The W–(CO) bonds in precursors dissociate during the irradiation periods leading to the appearance of the CO molecules. Most of these are created in the vicinity of the surface and evaporated later into the vacuum chamber. The evaporation process continues during the replenishment periods. Figure 8D shows that during each irradiation period the number of CO molecules grows nonlinearly. To account for the evaporation process of CO during the replenishment periods, the CO molecules have been removed from the simulation box after each irradiation phase.

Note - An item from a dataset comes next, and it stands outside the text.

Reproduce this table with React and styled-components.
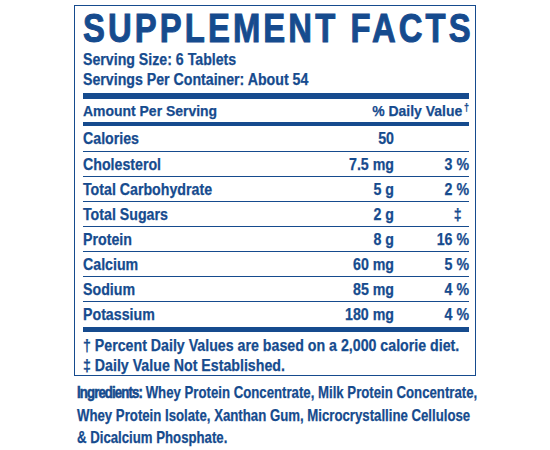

After that the new W(CO)\(_6\) molecules have been deposited on the surface according to the chosen deposition rate and the duration of the deposition process. This results in the abrupt decrease of the CO molecules and the increase of W(CO)\(_6\) numbers before starting each new cycle irradiation.

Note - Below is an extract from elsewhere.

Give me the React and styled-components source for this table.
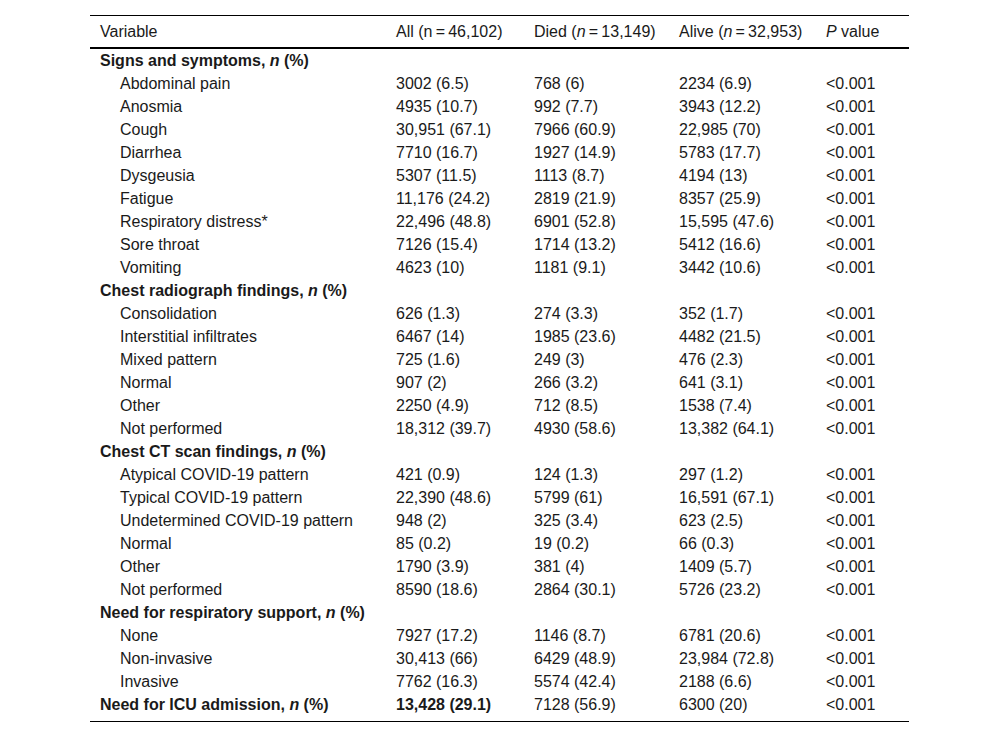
import React from "react";
import styled, { createGlobalStyle } from "styled-components";

const Global = createGlobalStyle`
  html, body { margin: 0; padding: 0; background: #fff; }
  body { font-family: "Liberation Sans", Arial, sans-serif; color: #1a1a1a; }
`;

const Page = styled.div`
  width: 1000px;
  height: 737px;
  padding-top: 15px;
  padding-left: 90px;
  box-sizing: border-box;
  display: flex;
  align-items: flex-start;
  justify-content: flex-start;
`;

const Table = styled.table`
  border-collapse: collapse;
  width: 819px;
  table-layout: fixed;
  font-size: 16px;
  border-top: 1px solid #000;
  border-bottom: 1px solid #000;
`;

const Th = styled.th`
  text-align: left;
  font-weight: normal;
  padding: 0 0 0 10px;
  height: 31px;
  line-height: 31px;
  white-space: nowrap;
  border-bottom: 2px solid #000;
`;

const Td = styled.td`
  padding: 0 0 ${(p) => (p.$last ? "5px" : "0")} ${(p) => (p.$indent ? "30px" : "10px")};
  height: 23px;
  line-height: 23px;
  white-space: nowrap;
  vertical-align: top;
  font-weight: ${(p) => (p.$bold ? "bold" : "normal")};
`;

const Cols = () => (
  <colgroup>
    <col style={{ width: 296 }} />
    <col style={{ width: 138 }} />
    <col style={{ width: 145 }} />
    <col style={{ width: 147 }} />
    <col style={{ width: 93 }} />
  </colgroup>
);

const N = () => <i>n</i>;
const T = "\u2009";

const sections = [
  {
    title: "Signs and symptoms",
    rows: [
      ["Abdominal pain", "3002 (6.5)", "768 (6)", "2234 (6.9)"],
      ["Anosmia", "4935 (10.7)", "992 (7.7)", "3943 (12.2)"],
      ["Cough", "30,951 (67.1)", "7966 (60.9)", "22,985 (70)"],
      ["Diarrhea", "7710 (16.7)", "1927 (14.9)", "5783 (17.7)"],
      ["Dysgeusia", "5307 (11.5)", "1113 (8.7)", "4194 (13)"],
      ["Fatigue", "11,176 (24.2)", "2819 (21.9)", "8357 (25.9)"],
      ["Respiratory distress*", "22,496 (48.8)", "6901 (52.8)", "15,595 (47.6)"],
      ["Sore throat", "7126 (15.4)", "1714 (13.2)", "5412 (16.6)"],
      ["Vomiting", "4623 (10)", "1181 (9.1)", "3442 (10.6)"],
    ],
  },
  {
    title: "Chest radiograph findings",
    rows: [
      ["Consolidation", "626 (1.3)", "274 (3.3)", "352 (1.7)"],
      ["Interstitial infiltrates", "6467 (14)", "1985 (23.6)", "4482 (21.5)"],
      ["Mixed pattern", "725 (1.6)", "249 (3)", "476 (2.3)"],
      ["Normal", "907 (2)", "266 (3.2)", "641 (3.1)"],
      ["Other", "2250 (4.9)", "712 (8.5)", "1538 (7.4)"],
      ["Not performed", "18,312 (39.7)", "4930 (58.6)", "13,382 (64.1)"],
    ],
  },
  {
    title: "Chest CT scan findings",
    rows: [
      ["Atypical COVID-19 pattern", "421 (0.9)", "124 (1.3)", "297 (1.2)"],
      ["Typical COVID-19 pattern", "22,390 (48.6)", "5799 (61)", "16,591 (67.1)"],
      ["Undetermined COVID-19 pattern", "948 (2)", "325 (3.4)", "623 (2.5)"],
      ["Normal", "85 (0.2)", "19 (0.2)", "66 (0.3)"],
      ["Other", "1790 (3.9)", "381 (4)", "1409 (5.7)"],
      ["Not performed", "8590 (18.6)", "2864 (30.1)", "5726 (23.2)"],
    ],
  },
  {
    title: "Need for respiratory support",
    rows: [
      ["None", "7927 (17.2)", "1146 (8.7)", "6781 (20.6)"],
      ["Non-invasive", "30,413 (66)", "6429 (48.9)", "23,984 (72.8)"],
      ["Invasive", "7762 (16.3)", "5574 (42.4)", "2188 (6.6)"],
    ],
  },
];

export default function App() {
  return (
    <>
      <Global />
      <Page>
        <Table>
          <Cols />
          <thead>
            <tr>
              <Th>Variable</Th>
              <Th>All (n{T}={T}46,102)</Th>
              <Th>
                Died (<N />{T}={T}13,149)
              </Th>
              <Th>
                Alive (<N />{T}={T}32,953)
              </Th>
              <Th>
                <i>P</i> value
              </Th>
            </tr>
          </thead>
          <tbody>
            {sections.map((s) => (
              <React.Fragment key={s.title}>
                <tr>
                  <Td $bold>
                    {s.title}, <N /> (%)
                  </Td>
                  <Td />
                  <Td />
                  <Td />
                  <Td />
                </tr>
                {s.rows.map((r, i) => (
                  <tr key={s.title + i}>
                    <Td $indent>{r[0]}</Td>
                    <Td>{r[1]}</Td>
                    <Td>{r[2]}</Td>
                    <Td>{r[3]}</Td>
                    <Td>&lt;0.001</Td>
                  </tr>
                ))}
              </React.Fragment>
            ))}
            <tr>
              <Td $bold $last>
                Need for ICU admission, <N /> (%)
              </Td>
              <Td $bold $last>13,428 (29.1)</Td>
              <Td $last>7128 (56.9)</Td>
              <Td $last>6300 (20)</Td>
              <Td $last>&lt;0.001</Td>
            </tr>
          </tbody>
        </Table>
      </Page>
    </>
  );
}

The results reviewed here demonstrate that the IDMD approach provides a powerful computational tool to model the growth process of W-granular metal structures emerging in the FEBID process at the atomistic level of detail [27]. The morphology of the simulated structures, their composition and growth characteristics are consistent with the available experimental data. The performed analysis also indicates the need for further wide exploitation of the IDMD methodology in FEBID and many other processes in which the irradiation of molecular systems and irradiation-driven chemistry play the key role.

7 Conclusions

Irradiation-Driven Molecular Dynamics is a unique computational methodology implemented in the MBN Explorer software package, enabling atomistic-level modeling of irradiation-driven transformations involving complex molecular systems. The concept of IDMD is general and applicable to any molecular system treated with any classical force field implemented in the software. IDMD is capable of describing systems modeled through pairwise potentials, many-body force fields, molecular mechanics force fields (including the reactive CHARMM force field) and their combinations. The limited number of parameters determining molecular force fields and their irradiation-driven perturbations results in a countable number of modifications that could occur in a molecular system upon irradiation, thus making the method efficient and accurate. This implementation opens a broad range of possibilities for modeling irradiation-driven modifications and chemistry of complex molecular systems.

Data Availability Statement

This manuscript has no associated data or the data will not be deposited. [Authors’ comment: The data presented in this Topical Review stems mostly from previous publications and can be provided by the authors upon reasonable request.]